→ **EXERCISE REQUIREMENTS**: Every line that holds the string "React" is to be identified and copied.

= = = =

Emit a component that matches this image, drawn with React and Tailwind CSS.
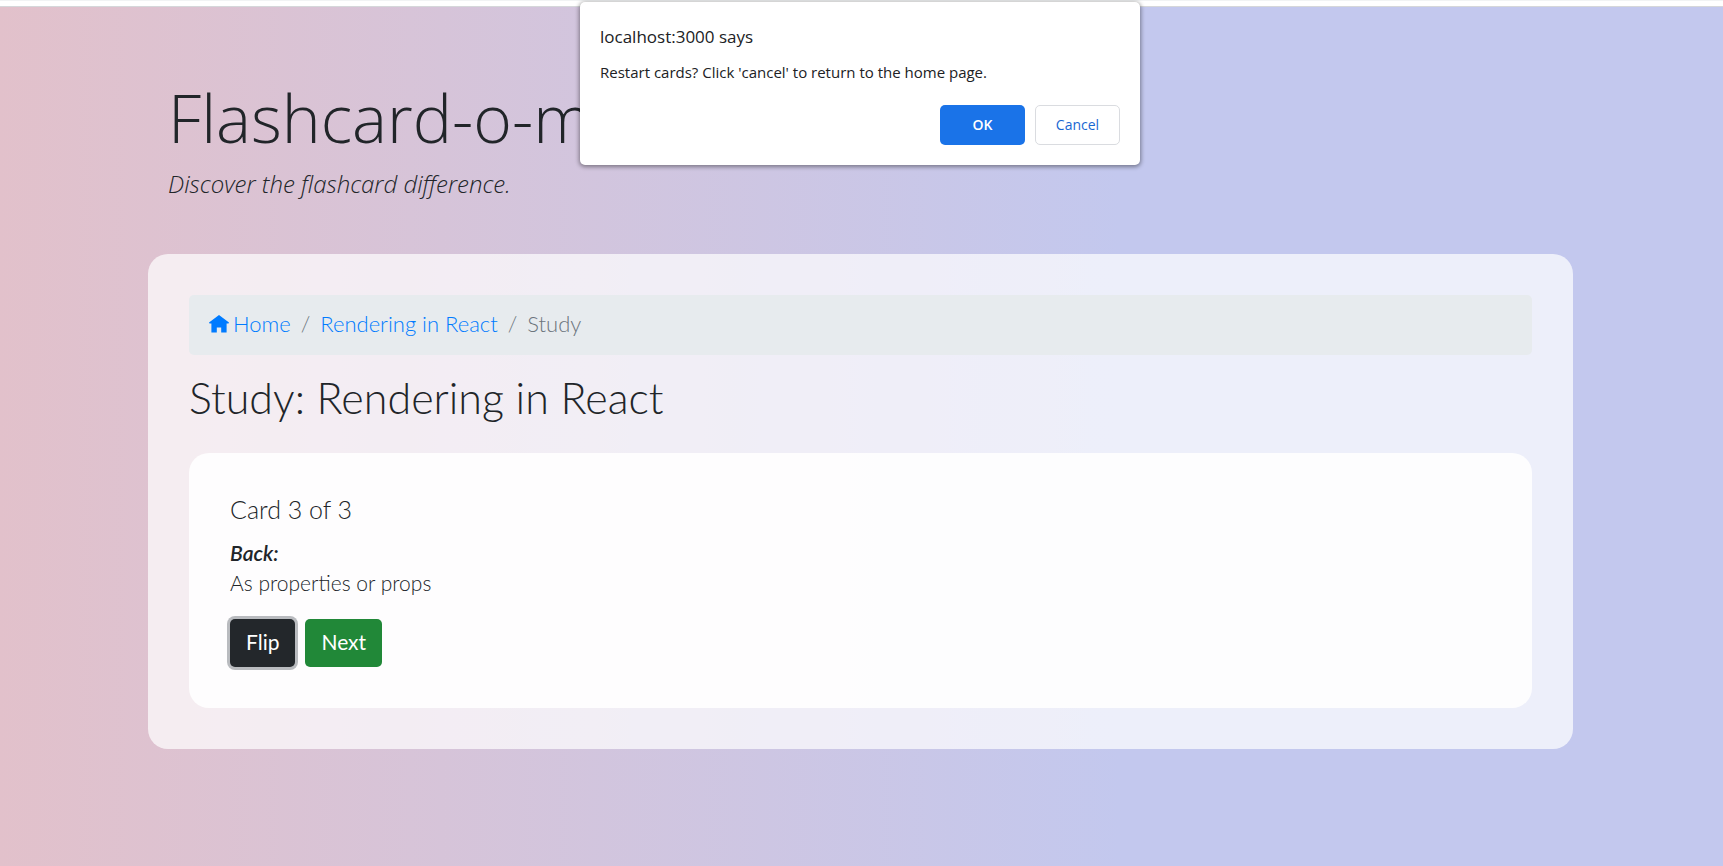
import React from "react";

function HomeIcon() {
  return (
    <svg viewBox="0 0 20 18" className="h-[18px] w-5 fill-current" aria-hidden="true">
      <path d="M10 0 0 7.6l.5.9H2.4V17.6H7.8V12.4h4.4v5.2h5.4V8.5h1.9l.5-.9Z" />
    </svg>
  );
}

function Header() {
  return (
    <header className="px-5 pt-[68px] font-['Open_Sans','Noto_Sans',sans-serif] font-light">
      <h1 className="text-[66px] leading-[84px]">Flashcard-o-matic</h1>
      <p className="mt-1.5 text-2xl leading-[38px] italic">Discover the flashcard difference.</p>
    </header>
  );
}

function Breadcrumb() {
  return (
    <nav aria-label="breadcrumb" className="rounded-[5px] bg-[#e7ebee] px-5 pt-3.5 pb-4">
      <ol className="flex items-center text-[22px] leading-[30px]">
        <li>
          <a href="#home" className="flex items-center gap-1 text-[#007bff]">
            <HomeIcon />
            Home
          </a>
        </li>
        <li className="px-[10px] text-[#6c757d]" aria-hidden="true">/</li>
        <li>
          <a href="#deck" className="text-[#007bff]">Rendering in React</a>
        </li>
        <li className="px-[10px] text-[#6c757d]" aria-hidden="true">/</li>
        <li className="text-[#6c757d]" aria-current="page">Study</li>
      </ol>
    </nav>
  );
}

function StudyCard() {
  return (
    <section className="mt-8 rounded-[20px] bg-white/90 p-[41px]">
      <h3 className="text-[25px] leading-[30px]">Card 3 of 3</h3>
      <p className="mt-3.5 text-[21px] leading-[30px]">
        <em className="font-semibold">Back:</em>
        <br />
        As properties or props
      </p>
      <div className="mt-[21px] flex gap-[10px] text-[21px] leading-[30px] font-normal text-white">
        <button type="button" className="rounded-[5px] bg-[#23272b] px-4 pt-2 pb-[10px] ring-[3px] ring-[#b9bbbf]">Flip</button>
        <button type="button" className="rounded-[5px] bg-[#218838] px-4 pt-2 pb-[10px]">Next</button>
      </div>
    </section>
  );
}

function ConfirmDialog() {
  return (
    <div
      role="dialog"
      aria-labelledby="dialog-title"
      className="absolute top-0.5 right-[3px] left-0 mx-auto w-[560px] rounded-[5px] bg-white p-5 font-['Open_Sans','Noto_Sans',sans-serif] font-normal text-[#202124] shadow-[0_1px_4px_1px_rgba(0,0,0,0.4)]"
    >
      <h2 id="dialog-title" className="text-[17px] leading-[30px]">localhost:3000 says</h2>
      <p className="mt-2 text-[15px] leading-6">Restart cards? Click 'cancel' to return to the home page.</p>
      <div className="mt-[21px] flex justify-end gap-[10px] text-sm font-semibold">
        <button type="button" className="h-10 w-[85px] rounded-[5px] bg-[#1a73e8] text-white">OK</button>
        <button type="button" className="h-10 w-[85px] rounded-[5px] border border-[#dadce0] font-medium text-[#1967d2]">Cancel</button>
      </div>
    </div>
  );
}

export default function App() {
  return (
    <div className="relative flex min-h-screen flex-col overflow-hidden font-['Lato',sans-serif] font-light text-[#212529]">
      <div className="h-[7px] border-t border-b border-t-[#f1f3f4] border-b-[#d5d7da] bg-white" />
      <div className="grow bg-linear-to-r from-[#e2c1cb] to-[#c3c8ee] to-65% pr-[150px] pl-[148px]">
        <Header />
        <main className="mt-[51px] mb-10 rounded-[20px] bg-white/70 p-[41px]">
          <Breadcrumb />
          <h2 className="mt-5 text-[43px] leading-[46px]">Study: Rendering in React</h2>
          <StudyCard />
        </main>
      </div>
      <ConfirmDialog />
    </div>
  );
}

= = = =

→ **EXPECTED OUTPUT**:
Emit a component that matches this image, drawn with React and Tailwind CSS.
import React from "react";
          <a href="#deck" className="text-[#007bff]">Rendering in React</a>
          <h2 className="mt-5 text-[43px] leading-[46px]">Study: Rendering in React</h2>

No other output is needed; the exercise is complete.